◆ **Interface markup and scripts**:
━━━
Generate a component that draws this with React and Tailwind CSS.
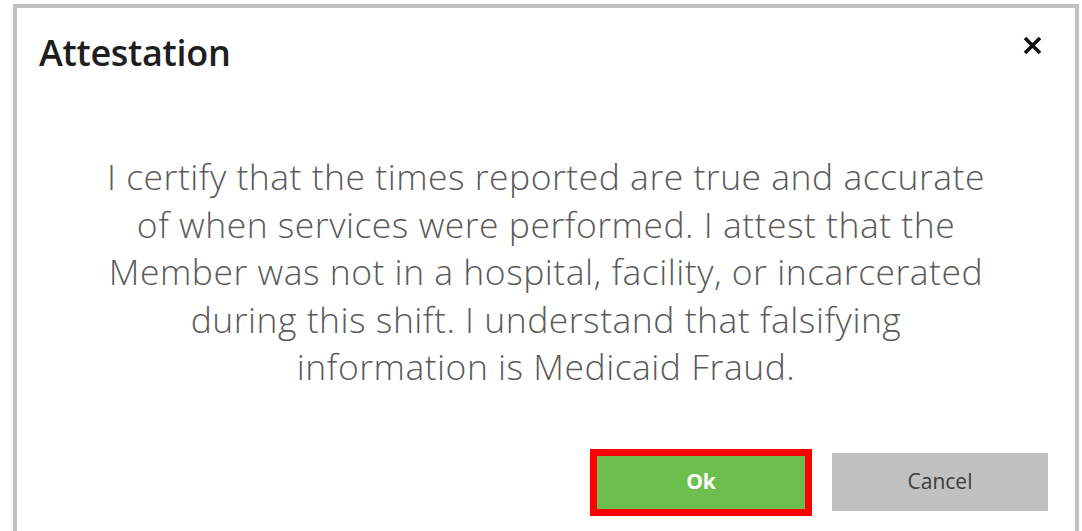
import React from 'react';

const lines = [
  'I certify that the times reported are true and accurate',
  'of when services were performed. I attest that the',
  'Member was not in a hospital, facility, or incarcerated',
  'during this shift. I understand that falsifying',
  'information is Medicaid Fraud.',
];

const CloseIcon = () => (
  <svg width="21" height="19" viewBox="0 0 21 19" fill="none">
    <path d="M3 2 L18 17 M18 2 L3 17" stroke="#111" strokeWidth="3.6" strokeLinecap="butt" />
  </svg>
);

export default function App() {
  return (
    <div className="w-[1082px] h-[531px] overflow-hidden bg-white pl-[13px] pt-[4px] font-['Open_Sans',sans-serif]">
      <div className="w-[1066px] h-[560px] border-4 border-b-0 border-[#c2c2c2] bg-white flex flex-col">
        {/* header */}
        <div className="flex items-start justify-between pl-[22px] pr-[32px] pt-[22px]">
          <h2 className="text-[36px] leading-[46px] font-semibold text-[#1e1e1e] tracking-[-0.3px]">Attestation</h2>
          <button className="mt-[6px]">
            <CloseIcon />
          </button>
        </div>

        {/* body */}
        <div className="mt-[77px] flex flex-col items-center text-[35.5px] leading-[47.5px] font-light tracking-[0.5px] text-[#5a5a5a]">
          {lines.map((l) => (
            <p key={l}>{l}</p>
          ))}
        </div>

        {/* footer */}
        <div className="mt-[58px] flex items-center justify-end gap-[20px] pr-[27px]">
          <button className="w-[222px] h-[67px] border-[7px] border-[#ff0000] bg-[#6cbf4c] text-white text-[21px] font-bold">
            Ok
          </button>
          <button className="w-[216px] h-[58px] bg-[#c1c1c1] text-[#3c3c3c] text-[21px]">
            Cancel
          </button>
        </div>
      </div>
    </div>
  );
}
━━━
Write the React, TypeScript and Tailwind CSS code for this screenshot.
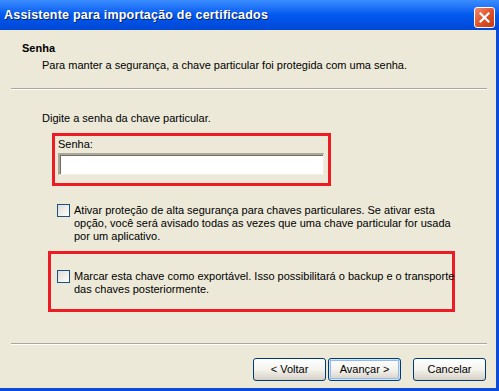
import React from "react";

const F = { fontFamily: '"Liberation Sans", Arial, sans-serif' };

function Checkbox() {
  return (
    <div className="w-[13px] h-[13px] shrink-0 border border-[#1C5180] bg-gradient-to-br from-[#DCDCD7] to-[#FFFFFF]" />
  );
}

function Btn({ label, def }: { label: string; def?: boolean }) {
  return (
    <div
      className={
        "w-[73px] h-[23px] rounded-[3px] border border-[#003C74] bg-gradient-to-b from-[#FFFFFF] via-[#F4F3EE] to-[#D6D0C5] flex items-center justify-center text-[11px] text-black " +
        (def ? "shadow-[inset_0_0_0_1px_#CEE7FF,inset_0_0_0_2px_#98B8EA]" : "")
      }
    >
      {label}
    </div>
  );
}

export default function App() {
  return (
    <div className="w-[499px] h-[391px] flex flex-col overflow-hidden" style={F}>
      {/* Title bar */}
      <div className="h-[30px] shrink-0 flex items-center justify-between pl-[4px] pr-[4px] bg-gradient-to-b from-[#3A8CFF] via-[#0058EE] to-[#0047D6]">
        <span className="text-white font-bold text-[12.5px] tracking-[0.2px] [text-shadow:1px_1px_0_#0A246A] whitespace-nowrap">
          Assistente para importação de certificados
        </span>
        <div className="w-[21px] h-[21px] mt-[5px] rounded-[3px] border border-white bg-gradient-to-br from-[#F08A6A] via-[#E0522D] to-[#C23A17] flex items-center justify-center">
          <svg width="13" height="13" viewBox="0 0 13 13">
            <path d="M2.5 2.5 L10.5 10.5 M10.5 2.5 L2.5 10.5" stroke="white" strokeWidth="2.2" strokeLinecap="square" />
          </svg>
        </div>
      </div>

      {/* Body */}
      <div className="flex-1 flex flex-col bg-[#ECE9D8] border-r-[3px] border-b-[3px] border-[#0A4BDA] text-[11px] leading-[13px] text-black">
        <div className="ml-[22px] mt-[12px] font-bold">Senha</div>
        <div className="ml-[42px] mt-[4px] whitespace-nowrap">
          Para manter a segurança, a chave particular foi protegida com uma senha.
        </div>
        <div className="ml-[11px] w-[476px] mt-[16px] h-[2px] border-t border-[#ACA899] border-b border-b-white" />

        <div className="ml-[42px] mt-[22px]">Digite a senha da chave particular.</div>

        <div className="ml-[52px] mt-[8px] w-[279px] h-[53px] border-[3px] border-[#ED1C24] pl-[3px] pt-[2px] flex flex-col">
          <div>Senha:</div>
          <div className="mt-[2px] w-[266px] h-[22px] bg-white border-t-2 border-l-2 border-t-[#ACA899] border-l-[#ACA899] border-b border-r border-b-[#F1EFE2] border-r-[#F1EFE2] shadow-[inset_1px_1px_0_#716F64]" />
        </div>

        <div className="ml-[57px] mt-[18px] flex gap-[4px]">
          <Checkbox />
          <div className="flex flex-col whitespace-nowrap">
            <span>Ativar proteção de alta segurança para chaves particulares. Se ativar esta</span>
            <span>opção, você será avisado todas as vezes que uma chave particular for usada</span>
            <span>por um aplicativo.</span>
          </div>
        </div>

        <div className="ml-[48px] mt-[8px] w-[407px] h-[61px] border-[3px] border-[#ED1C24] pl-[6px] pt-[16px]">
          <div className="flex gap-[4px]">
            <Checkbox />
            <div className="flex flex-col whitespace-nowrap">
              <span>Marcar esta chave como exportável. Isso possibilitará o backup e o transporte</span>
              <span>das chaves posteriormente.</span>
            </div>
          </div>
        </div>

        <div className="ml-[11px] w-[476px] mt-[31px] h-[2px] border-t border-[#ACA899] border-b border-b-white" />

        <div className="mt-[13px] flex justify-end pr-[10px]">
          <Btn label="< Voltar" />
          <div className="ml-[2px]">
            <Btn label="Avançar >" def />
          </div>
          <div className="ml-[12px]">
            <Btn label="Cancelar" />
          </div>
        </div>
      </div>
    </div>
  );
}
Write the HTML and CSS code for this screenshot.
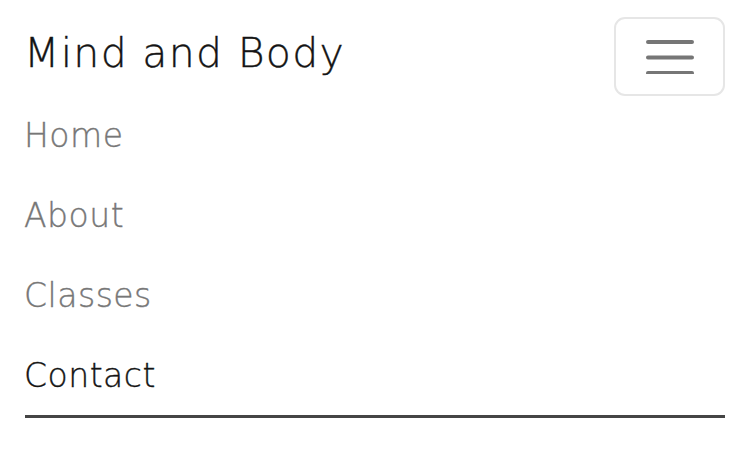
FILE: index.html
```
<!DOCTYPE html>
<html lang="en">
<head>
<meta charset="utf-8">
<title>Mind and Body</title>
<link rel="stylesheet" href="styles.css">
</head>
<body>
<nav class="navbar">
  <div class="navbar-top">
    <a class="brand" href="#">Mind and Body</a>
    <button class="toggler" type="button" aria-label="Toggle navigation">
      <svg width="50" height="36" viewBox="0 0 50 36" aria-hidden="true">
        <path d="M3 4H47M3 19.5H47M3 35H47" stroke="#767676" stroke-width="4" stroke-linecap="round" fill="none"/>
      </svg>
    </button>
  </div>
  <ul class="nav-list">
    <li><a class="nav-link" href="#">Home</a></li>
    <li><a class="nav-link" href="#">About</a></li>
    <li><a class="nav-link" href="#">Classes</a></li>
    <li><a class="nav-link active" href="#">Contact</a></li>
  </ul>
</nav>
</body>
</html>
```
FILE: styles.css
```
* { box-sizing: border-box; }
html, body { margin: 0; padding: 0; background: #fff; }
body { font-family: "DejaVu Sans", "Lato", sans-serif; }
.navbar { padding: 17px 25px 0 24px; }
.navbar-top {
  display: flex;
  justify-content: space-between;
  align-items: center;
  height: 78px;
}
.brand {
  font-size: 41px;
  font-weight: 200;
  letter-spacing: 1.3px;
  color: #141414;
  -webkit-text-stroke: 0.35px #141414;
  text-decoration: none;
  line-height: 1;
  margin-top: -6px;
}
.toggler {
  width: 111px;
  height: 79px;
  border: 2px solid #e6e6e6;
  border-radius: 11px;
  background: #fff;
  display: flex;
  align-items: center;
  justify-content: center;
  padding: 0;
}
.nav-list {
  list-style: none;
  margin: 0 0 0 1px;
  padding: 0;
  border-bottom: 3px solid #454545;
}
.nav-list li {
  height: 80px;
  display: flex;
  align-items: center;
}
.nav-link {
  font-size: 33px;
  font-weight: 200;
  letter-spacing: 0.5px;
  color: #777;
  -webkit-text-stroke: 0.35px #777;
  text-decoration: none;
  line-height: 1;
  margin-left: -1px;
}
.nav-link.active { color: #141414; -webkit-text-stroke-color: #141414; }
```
━━━
◆ **STATED PROBLEM**:
Omit all pictures and repeat exactly the lines from the one containing "Generate a component" through the one containing "import React from 'react';", ends included, with nothing added.

◆ **RESULT FOR THIS EXERCISE**:
Generate a component that draws this with React and Tailwind CSS.
import React from 'react';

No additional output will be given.